Mrs. Clinton, New York Democrat, did not return calls seeking comment.

Later, Mr. Reid scheduled a vote for Monday on the first of five votes to amend the House bill. He is expected to schedule the remaining votes for Wednesday.

Mr. Reid told reporters that Super Tuesday, when 22 states hold presidential contests, should not keep the senators from casting important votes.

“They can pull away,” he said, adding that he was confident they would be in the Senate chamber when called to vote.

He said he needed Mrs. Clinton and Mr. Obama for all five votes, an indication of how close he expects the votes to be. Under Senate rules, each vote will require a 60-vote majority to pass and the Democrats appeared shy of the mark.

The Democrats want to add billions of dollars of spending to the bipartisan House-passed bill for $146 billion in tax rebates to most workers and tax breaks to businesses.

The House bill is backed by the White House and Senate Republicans.

Senate Democrats want to add $11 billion in measures that range from expanded jobless and food-stamp benefits to home-heating assistance and counseling services for homeowners facing foreclosure.

They want to expand the number of rebate checks to include about 20 million poor retirees, 250,000 disabled veterans and taxpayers with higher incomes.

Senate Minority Leader Mitch McConnell, Kentucky Republican, lamented the chamber’s failure to follow the example of the House and strike a bipartisan agreement.

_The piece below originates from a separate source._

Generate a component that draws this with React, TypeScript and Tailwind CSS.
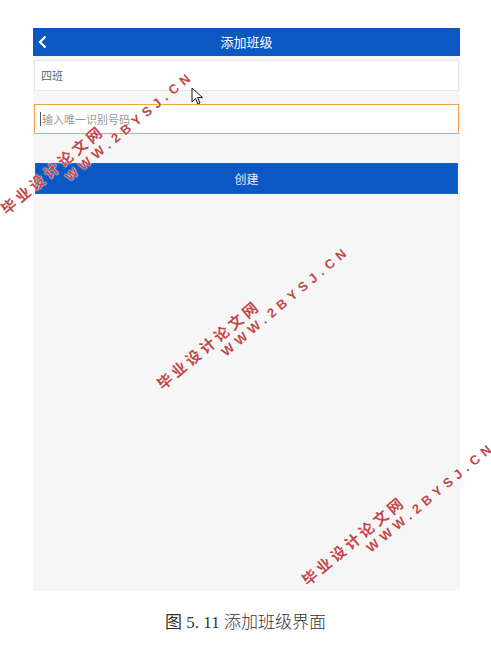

“The bullet train speeding relief to Americans quickly became a horse and buggy here in the Senate,” he said. “We need to act quickly. The House acted quickly. Now it’s our turn.”

Sen. Charles E. Schumer, New York Democrat, said the bill would reach President Bush’s desk by Feb. 15, when Congress takes a weeklong break for Presidents Day.

“We are right on track to do that and we are not delaying or slowing down this package,” he said. “Our first goal is speed.”

The Senate plan would cost at least $157 billion and give $500 tax rebate checks to most workers, $100 less than the House bill but more people would get checks. Families would get $1,000 — $200 less than in the House bill.

Both bills provide families with an added $300 tax credit per child.

The Senate bill also gives payouts to higher-income taxpayers, phasing out the rebate checks for people earning more than $150,000 a year and families making more than $300,000 — twice the income ceiling in the House plan.

“This is something that is important,” Mr. Reid said. “It has things I think the American people want.”